> Instructions for the task
Find and copy lines holding "styles".
· · · · · · ·
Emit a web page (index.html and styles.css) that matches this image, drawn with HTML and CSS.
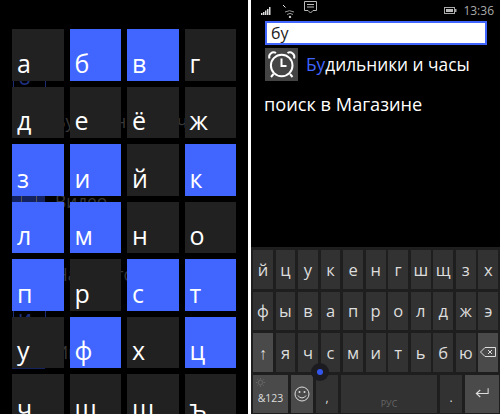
FILE: index.html
```html
<!DOCTYPE html>
<html>
<head>
  <title>Поиск приложений</title>
  <link rel="stylesheet" href="styles.css">
</head>
<body>
  <div class="screen left">
    <div class="ghost">
      <div class="ghost-head head-b">б</div>
      <div class="ghost-row row-alarm"><span class="ghost-tile"></span><span>Будильники и часы</span></div>
      <div class="ghost-row row-video"><span class="ghost-tile"><span class="ghost-box"></span></span><span>Видео</span></div>
      <div class="ghost-row row-empty"><span class="ghost-tile"></span></div>
      <div class="ghost-row row-nav"><span>Навигатор</span></div>
      <div class="ghost-head head-i">и</div>
      <div class="ghost-row row-games"><span class="ghost-tile"></span><span>Игры</span></div>
    </div>
    <div class="letters">
      <div class="tile">а</div>
      <div class="tile on">б</div>
      <div class="tile on">в</div>
      <div class="tile">г</div>
      <div class="tile">д</div>
      <div class="tile">е</div>
      <div class="tile">ё</div>
      <div class="tile">ж</div>
      <div class="tile on">з</div>
      <div class="tile on">и</div>
      <div class="tile">й</div>
      <div class="tile on">к</div>
      <div class="tile on">л</div>
      <div class="tile on">м</div>
      <div class="tile">н</div>
      <div class="tile">о</div>
      <div class="tile on">п</div>
      <div class="tile">р</div>
      <div class="tile on">с</div>
      <div class="tile on">т</div>
      <div class="tile">у</div>
      <div class="tile on">ф</div>
      <div class="tile">х</div>
      <div class="tile on">ц</div>
      <div class="tile">ч</div>
      <div class="tile">ш</div>
      <div class="tile">щ</div>
      <div class="tile">ъ</div>
    </div>
  </div>

  <div class="screen right">
    <div class="status">
      <svg class="ico-signal" width="10" height="8" viewBox="0 0 10 8">
        <path fill="#ddd" d="M0 6h1.500v2H0zM2 5h1.500v3H2zM4 3.500h1.500V8H4zM6 2h1.500v6H6zM8 0h1.500v8H8z"/>
      </svg>
      <svg class="ico-wifi" width="13" height="14" viewBox="0 0 13 14">
        <path fill="none" stroke="#999" d="M3 8a9 9 0 0 1 9 0M5 10.500a5 5 0 0 1 6 0"/>
        <circle cx="8" cy="13" r="1.200" fill="#ccc"/>
        <path stroke="#eee" d="M1 1l2.500 2.500"/>
      </svg>
      <svg class="ico-msg" width="13" height="14" viewBox="0 0 13 14">
        <path fill="none" stroke="#bbb" d="M.5.5h12v9H9l-2.500 2.500L4 9.500H.5z"/>
        <path stroke="#bbb" d="M3 3.500h7M3 6h7"/>
      </svg>
      <svg class="ico-batt" width="13" height="7" viewBox="0 0 13 7">
        <rect x=".5" y=".5" width="10" height="6" fill="none" stroke="#aaa"/>
        <rect x="2" y="2" width="7" height="3" fill="#bbb"/>
        <rect x="11" y="2" width="1.500" height="3" fill="#aaa"/>
      </svg>
      <span class="clock">13:36</span>
    </div>
    <div class="search">бу</div>
    <div class="result">
      <div class="app-icon">
        <svg width="33" height="33" viewBox="0 0 33 33">
          <circle cx="16.700" cy="17.500" r="10.800" fill="none" stroke="#fff" stroke-width="2"/>
          <path fill="none" stroke="#fff" stroke-width="2" d="M4.500 10.500a4.500 4.500 0 0 1 6.500-5.500M29 10.500a4.500 4.500 0 0 0-6.500-5.500"/>
          <path fill="none" stroke="#fff" stroke-width="2" d="M16.500 10.500v7.500h5M8.500 26l-2.500 3M25 26l2.500 3"/>
        </svg>
      </div>
      <div class="app-name"><span class="hit">Бу</span>дильники и часы</div>
    </div>
    <div class="store">поиск в Магазине</div>

    <div class="keyboard">
      <div class="keys">
        <div class="key">й</div><div class="key">ц</div><div class="key">у</div><div class="key">к</div><div class="key">е</div><div class="key">н</div><div class="key">г</div><div class="key">ш</div><div class="key">щ</div><div class="key">з</div><div class="key">х</div>
      </div>
      <div class="keys">
        <div class="key">ф</div><div class="key">ы</div><div class="key">в</div><div class="key">а</div><div class="key">п</div><div class="key">р</div><div class="key">о</div><div class="key">л</div><div class="key">д</div><div class="key">ж</div><div class="key">э</div>
      </div>
      <div class="keys">
        <div class="key fn">↑</div><div class="key">я</div><div class="key">ч</div><div class="key">с</div><div class="key">м</div><div class="key">и</div><div class="key">т</div><div class="key">ь</div><div class="key">б</div><div class="key">ю</div>
        <div class="key fn">
          <svg width="16" height="10" viewBox="0 0 16 10">
            <path fill="none" stroke="#ddd" d="M5 .5h10.500v9H5L.5 5z"/>
            <path stroke="#ddd" d="M8 3l4 4M12 3l-4 4"/>
          </svg>
        </div>
      </div>
      <div class="bottom-keys">
        <div class="key fn k-num">
          <svg class="ico-sun" width="9" height="9" viewBox="0 0 9 9">
            <circle cx="4.500" cy="4.500" r="2.200" fill="none" stroke="#666"/>
            <path stroke="#666" d="M4.500 0v1.500M4.500 7.500V9M0 4.500h1.500M7.500 4.500H9M1.300 1.300l1 1M6.700 6.700l1 1M1.300 7.700l1-1M6.700 2.300l1-1"/>
          </svg>
          &amp;123
        </div>
        <div class="key fn k-emo">
          <svg width="16" height="16" viewBox="0 0 16 16">
            <circle cx="8" cy="8" r="7" fill="none" stroke="#ddd"/>
            <circle cx="5.500" cy="6" r="1" fill="#ddd"/>
            <circle cx="10.500" cy="6" r="1" fill="#ddd"/>
            <path fill="none" stroke="#ddd" d="M4 9.500a4.500 4.500 0 0 0 8 0"/>
          </svg>
        </div>
        <div class="key k-mid k-mark">,</div>
        <div class="key k-space">РУС</div>
        <div class="key k-mid k-mark">.</div>
        <div class="key fn k-enter">
          <svg width="14" height="11" viewBox="0 0 16 12">
            <path fill="none" stroke="#ddd" stroke-width="1.200" d="M15 0v6H2M6 2L1.500 6 6 10"/>
          </svg>
        </div>
      </div>
      <div class="cursor"><span class="cursor-dot"></span></div>
    </div>
  </div>
</body>
</html>
```

FILE: styles.css
```css
html, body {
  margin: 0;
  height: 100%;
  overflow: hidden;
}
body {
  display: flex;
  gap: 3px;
  background: #fff;
  font-family: "Open Sans", "Noto Sans", sans-serif;
  color: #fff;
}
.screen {
  position: relative;
  height: 414px;
  background: #000;
  overflow: hidden;
}
.left {
  width: 248px;
  flex: none;
}
.right {
  flex: 1;
  display: flex;
  flex-direction: column;
}

/* app list showing through behind the letter tiles */
.ghost {
  position: absolute;
  top: 0;
  left: 12px;
  width: 230px;
  color: #383838;
  font-size: 17.300px;
}
.ghost-head {
  width: 27px;
  height: 28px;
  margin-left: 1px;
  padding-left: 4px;
  border: 1px solid #1b2c72;
  color: #1f3180;
  font-size: 22px;
  line-height: 26px;
}
.head-b { margin-top: 62px; }
.head-i { margin-top: 12px; }
.ghost-row {
  display: flex;
  align-items: center;
  gap: 10px;
  height: 33px;
  white-space: nowrap;
}
.ghost-tile {
  width: 33px;
  height: 33px;
  flex: none;
  background: #14235f;
}
.ghost-box {
  display: block;
  width: 14px;
  height: 14px;
  margin: 10px 0 0 9px;
  border: 1px solid #555;
}
.row-alarm { margin-top: 13px; }
.row-video { margin-top: 47px; }
.row-empty { margin-top: 1px; }
.row-nav { margin: 6px 0 0 43px; }
.row-games { margin-top: 3px; }

.letters {
  position: relative;
  display: grid;
  grid-template-columns: repeat(4, 51.5px);
  grid-auto-rows: 51.5px;
  gap: 6px;
  padding: 29px 12px 0;
}
.tile {
  display: flex;
  align-items: flex-end;
  padding: 0 0 1px 5px;
  background: #212121;
  font-size: 25px;
  line-height: 34px;
  box-sizing: border-box;
}
.tile.on {
  background: #4066ff;
}

.status {
  display: flex;
  align-items: center;
  height: 21px;
  padding: 0 6px 0 10px;
  font-size: 12px;
  color: #aaa;
}
.ico-wifi { margin-left: 11px; }
.ico-msg { margin: -6px 0 0 9px; }
.ico-batt { margin-left: auto; }
.clock { margin-left: 6px; }

.search {
  height: 20px;
  margin: 0 13px 0 14px;
  padding-left: 4px;
  border: 2px solid #4066ff;
  background: #fff;
  color: #222;
  font-size: 16px;
  line-height: 20px;
}
.result {
  display: flex;
  align-items: center;
  gap: 8px;
  margin: 3px 0 0 14px;
}
.app-icon {
  width: 33px;
  height: 33px;
  background: #444;
}
.app-name {
  font-size: 17.300px;
}
.hit {
  color: #4066ff;
}
.store {
  margin: 12px 0 0 13px;
  font-size: 18.200px;
  line-height: 22px;
}

.keyboard {
  position: relative;
  display: flex;
  flex-direction: column;
  gap: 3px;
  margin-top: auto;
  height: 167px;
  padding: 3px 1px 0 2px;
  box-sizing: border-box;
  background: #1e1e1e;
}
.keys {
  display: grid;
  grid-template-columns: repeat(11, 19.800px);
  gap: 2.750px;
  height: 38.500px;
}
.bottom-keys {
  display: flex;
  gap: 3px;
  height: 38px;
}
.key {
  display: flex;
  align-items: center;
  justify-content: center;
  background: #323232;
  color: #ddd;
  font-size: 16.500px;
}
.fn {
  background: #4a4a4a;
}
.k-num {
  position: relative;
  width: 35px;
  padding-top: 9px;
  box-sizing: border-box;
  font-size: 10.500px;
}
.ico-sun {
  position: absolute;
  top: 3px;
  left: 3px;
}
.k-emo { width: 22px; }
.k-mid { width: 22px; }
.k-mark {
  align-items: flex-end;
  padding-bottom: 7px;
  box-sizing: border-box;
  font-size: 12px;
}
.k-space {
  width: 96px;
  align-items: flex-end;
  padding-bottom: 3px;
  box-sizing: border-box;
  color: #666;
  font-size: 9px;
}
.k-enter { width: 34px; }

/* text cursor handle sits over the keys */
.cursor {
  position: absolute;
  top: 116px;
  left: 60px;
  width: 18px;
  height: 18px;
  display: flex;
  align-items: center;
  justify-content: center;
  border-radius: 50%;
  background: #1c1c20;
}
.cursor-dot {
  width: 6px;
  height: 6px;
  border-radius: 50%;
  background: #3355ee;
}
```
· · · · · · ·
> Written response
Emit a web page (index.html and styles.css) that matches this image, drawn with HTML and CSS.
  <link rel="stylesheet" href="styles.css">
FILE: styles.css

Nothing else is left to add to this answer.